Fashion MNIST
History
Abstract
Fashion-MNIST is a modern drop-in replacement for MNIST. Released by Zalando Research in 2017, it packs 70 000 tiny grayscale images of apparel—sneakers, shirts, coats—into a lightweight benchmark. Its familiar format keeps setup trivial, while richer visuals pose a tougher challenge.
Origins
Zalando’s quality-control cameras captured millions of 96 × 96 product shots. Han Xiao et al. down-sampled these to 28 × 28, grouped them into ten balanced classes, and open-sourced the result. The idea: upgrade MNIST difficulty without touching loaders or evaluation scripts.
From Digits to Duds
Digits look alike; CNNs now exceed 99.7 % accuracy, offering little headroom.

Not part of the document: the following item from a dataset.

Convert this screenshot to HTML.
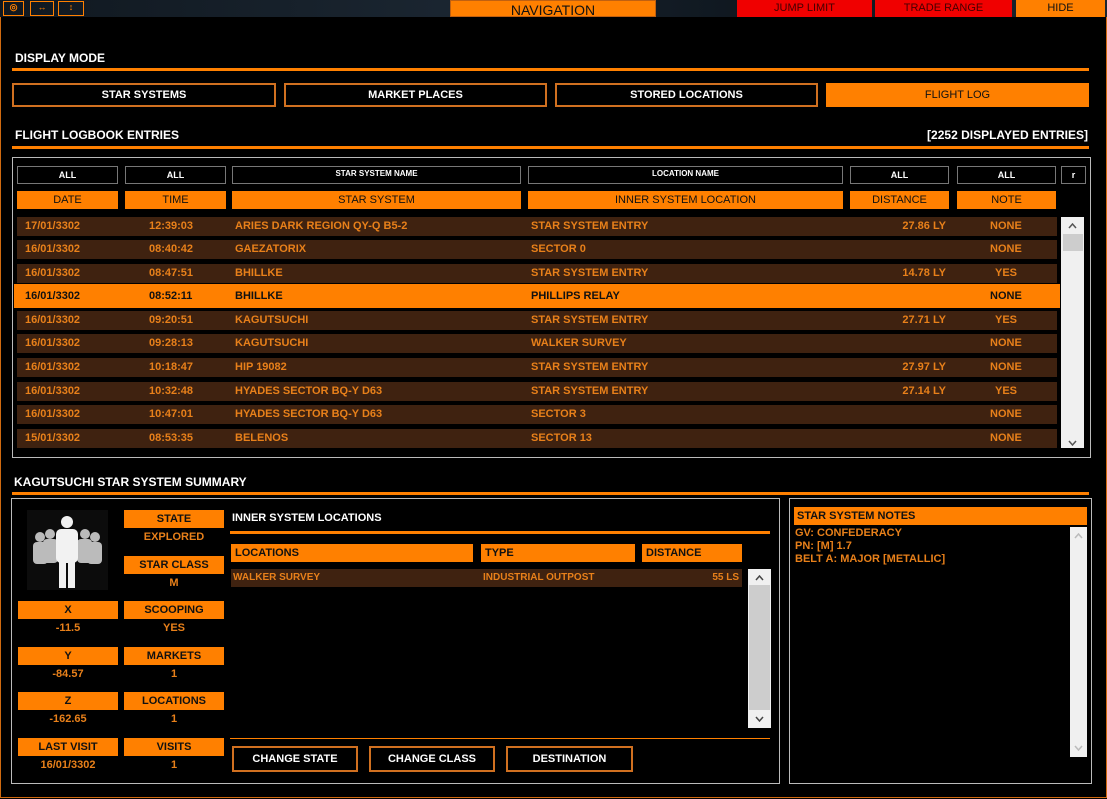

Clothes introduce texture, deformation, and subtle inter-class overlap, dropping baselines below 90 %. By swapping only pixel data and preserving the gzipped uint8 files, Fashion-MNIST raises the ceiling while keeping APIs identical.
Spec Sheet
- Train / Test: 60 000 / 10 000 images
- Classes: T-shirt/top, trouser, pullover, dress, coat, sandal, shirt, sneaker, bag, ankle-boot
- Resolution: 28 × 28 px, 1 channel, 0–255 grayscale
Ongoing Relevance
Fashion-MNIST powers tutorials, quick papers, and embedded demos where CIFAR-10 or ImageNet would be overkill. It underpins research on adversarial robustness, quantization, federated learning, and tiny-ML hardware. Tougher sets exist—STL-10, CIFAR-100, TinyImageNet—but Fashion-MNIST remains the rapid sanity check for new vision pipelines: the “next-gen drosophila” of machine learning.